Look at the data below and print exactly the lines from its first line through the line with "string; c?: string"; the pictures stay out of the copy.

= Data extract =
^^^^^^^^

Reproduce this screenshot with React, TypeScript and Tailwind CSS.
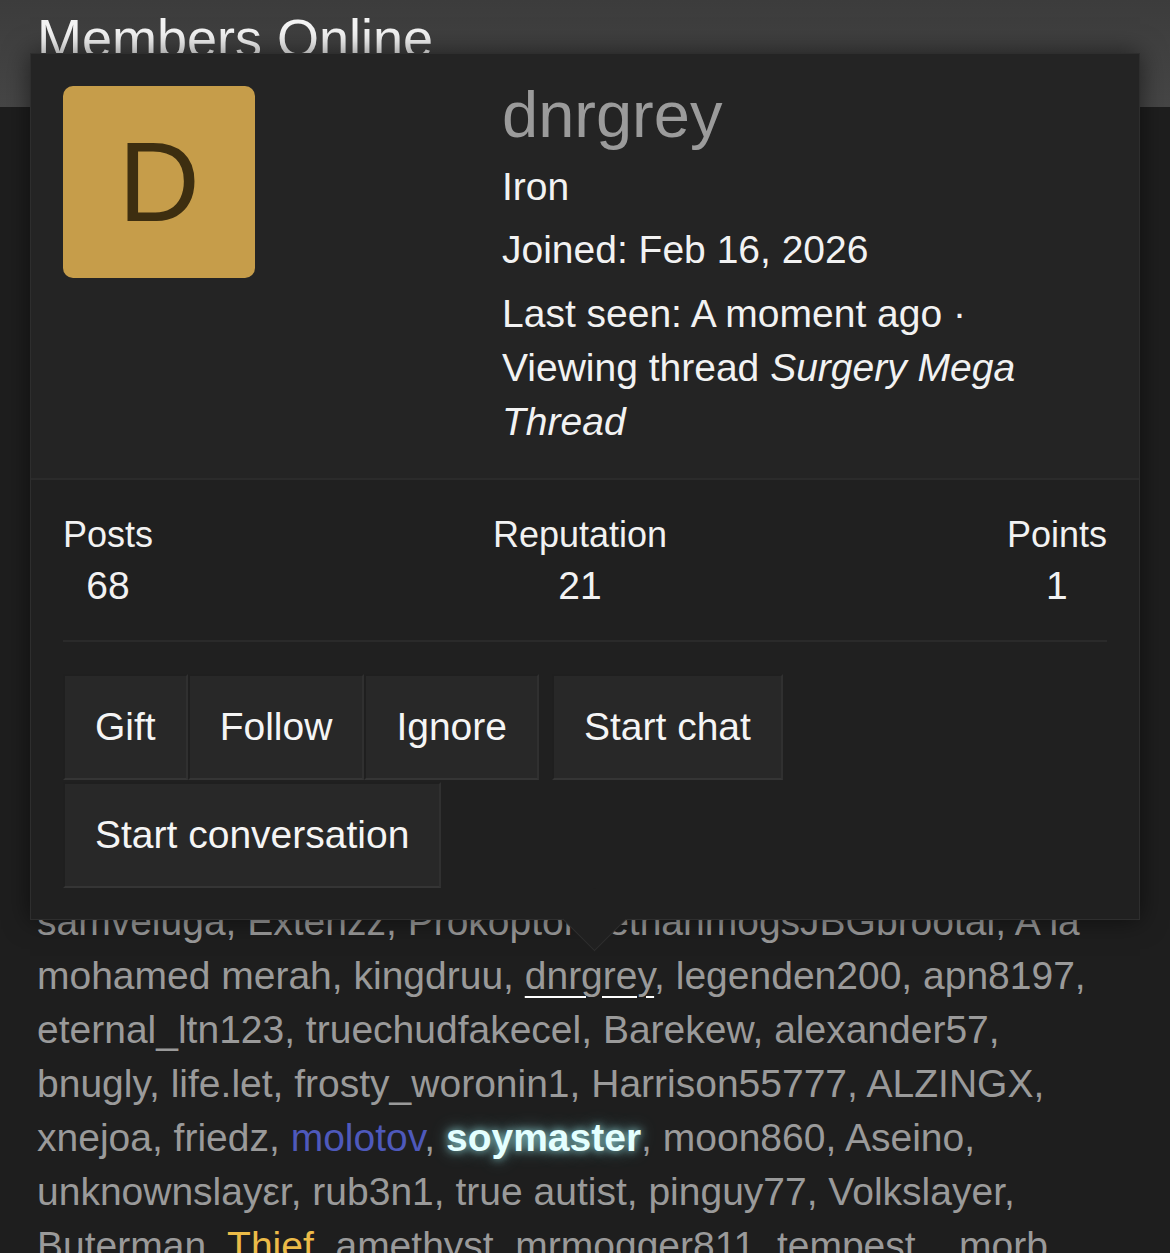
import React from "react";

type Seg = { t: string; c?: string };

const lines: Seg[][] = [
  [{ t: "samveluga, Extenzz, Prokopton, ethanmogsJBGbrootal, A la" }],
  [
    { t: "mohamed merah, kingdruu, " },
    { t: "dnrgrey", c: "u" },
    { t: ", legenden200, apn8197," },
  ],
  [{ t: "eternal_ltn123, truechudfakecel, Barekew, alexander57," }],
  [{ t: "bnugly, life.let, frosty_woronin1, Harrison55777, ALZINGX," }],
  [
    { t: "xnejoa, friedz, " },
    { t: "molotov", c: "blue" },
    { t: ", " },
    { t: "soymaster", c: "glow" },
    { t: ", moon860, Aseino," },
  ],
  [{ t: "unknownslayεr, rub3n1, true autist, pinguy77, Volkslayer," }],
  [
    { t: "Buterman, " },
    { t: "Thief", c: "gold" },
    { t: ", amethyst, mrmogger811, tempest_, morb," },
  ],
];

function Seg({ s }: { s: Seg }) {
  if (s.c === "u")
    return (
      <span className="underline decoration-white decoration-2 underline-offset-[7px]">
        {s.t}
      </span>
    );
  if (s.c === "blue") return <span className="text-[#4e59bb]">{s.t}</span>;
  if (s.c === "gold") return <span className="text-[#ecbb48]">{s.t}</span>;
  if (s.c === "glow")
    return (
      <span className="font-bold text-[#e4ffff] [text-shadow:0_0_8px_rgba(170,255,255,0.75),0_0_18px_rgba(140,230,240,0.45)]">
        {s.t}
      </span>
    );
  return <span>{s.t}</span>;
}

function Btn({ children }: { children: React.ReactNode }) {
  return (
    <div className="h-[106px] flex items-center px-[30px] bg-[#282828] border-2 border-t-[#1f1f1f] border-l-[#1f1f1f] border-r-[#303030] border-b-[#353535] text-[#f5f5f5] text-[39px] leading-none whitespace-nowrap">
      {children}
    </div>
  );
}

function Stat({ label, value }: { label: string; value: string }) {
  return (
    <div className="flex flex-col items-center">
      <div className="text-[36px] leading-[1.2] text-[#f2f2f2]">{label}</div>
      <div className="mt-[7px] text-[39px] leading-[1.2] text-[#f2f2f2]">{value}</div>
    </div>
  );
}

export default function App() {
  return (
    <div className="relative w-[1170px] h-[1253px] overflow-hidden bg-[#1e1e1e] font-['Liberation_Sans',Arial,sans-serif]">
      {/* header band */}
      <div className="h-[107px] bg-gradient-to-b from-[#3c3c3c] to-[#464646] pt-[6px] pl-[37px]">
        <div className="text-[54px] leading-[1.2] text-[#f4f4f4] whitespace-nowrap">Members Online</div>
      </div>

      {/* member list */}
      <div className="pt-[788px] pl-[37px] text-[39px] leading-[54px] text-[#9a9a9a] whitespace-nowrap">
        {lines.map((l, i) => (
          <div key={i}>
            {l.map((s, j) => (
              <Seg key={j} s={s} />
            ))}
          </div>
        ))}
      </div>

      {/* member tooltip */}
      <div className="absolute left-[30px] top-[53px] w-[1110px] border border-[#2e2e2e] bg-[#202020] shadow-[0_0_24px_rgba(0,0,0,0.55)]">
        <div className="flex bg-[#242424] pt-[32px] pb-[29px] px-[32px] border-b-2 border-[#2b2b2b]">
          <div className="w-[192px] h-[192px] shrink-0 rounded-[10px] bg-[#c69d4a] flex items-center justify-center">
            <span className="text-[113px] leading-none text-[#3d2e10]">D</span>
          </div>
          <div className="ml-[247px] -mt-[4px] text-[39px] text-[#f2f2f2]">
            <div className="text-[65px] leading-none text-[#9b9b9b]">dnrgrey</div>
            <div className="mt-[13px] leading-[54px]">Iron</div>
            <div className="mt-[9px] leading-[54px]">Joined: Feb 16, 2026</div>
            <div className="mt-[10px] leading-[54px] w-[560px]">
              Last seen: A moment ago ·<br />
              Viewing thread <i>Surgery Mega</i>
              <br />
              <i>Thread</i>
            </div>
          </div>
        </div>

        <div className="px-[32px] pt-[33px] pb-[31px]">
          <div className="flex justify-between">
            <Stat label="Posts" value="68" />
            <Stat label="Reputation" value="21" />
            <Stat label="Points" value="1" />
          </div>
          <div className="mt-[30px] h-[2px] bg-[#2a2a2a]" />
          <div className="mt-[32px] flex flex-wrap gap-x-[13px] gap-y-[2px]">
            <div className="flex">
              <Btn>Gift</Btn>
              <Btn>Follow</Btn>
              <Btn>Ignore</Btn>
            </div>
            <Btn>Start chat</Btn>
            <Btn>Start conversation</Btn>
          </div>
        </div>

        {/* arrow */}
        <div className="absolute left-[541px] bottom-[-23px] w-[45px] h-[45px] rotate-45 bg-[#202020] border-r border-b border-[#2e2e2e]" />
      </div>
    </div>
  );
}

^^^^^^^^

= The solution =
Reproduce this screenshot with React, TypeScript and Tailwind CSS.
import React from "react";

type Seg = { t: string; c?: string };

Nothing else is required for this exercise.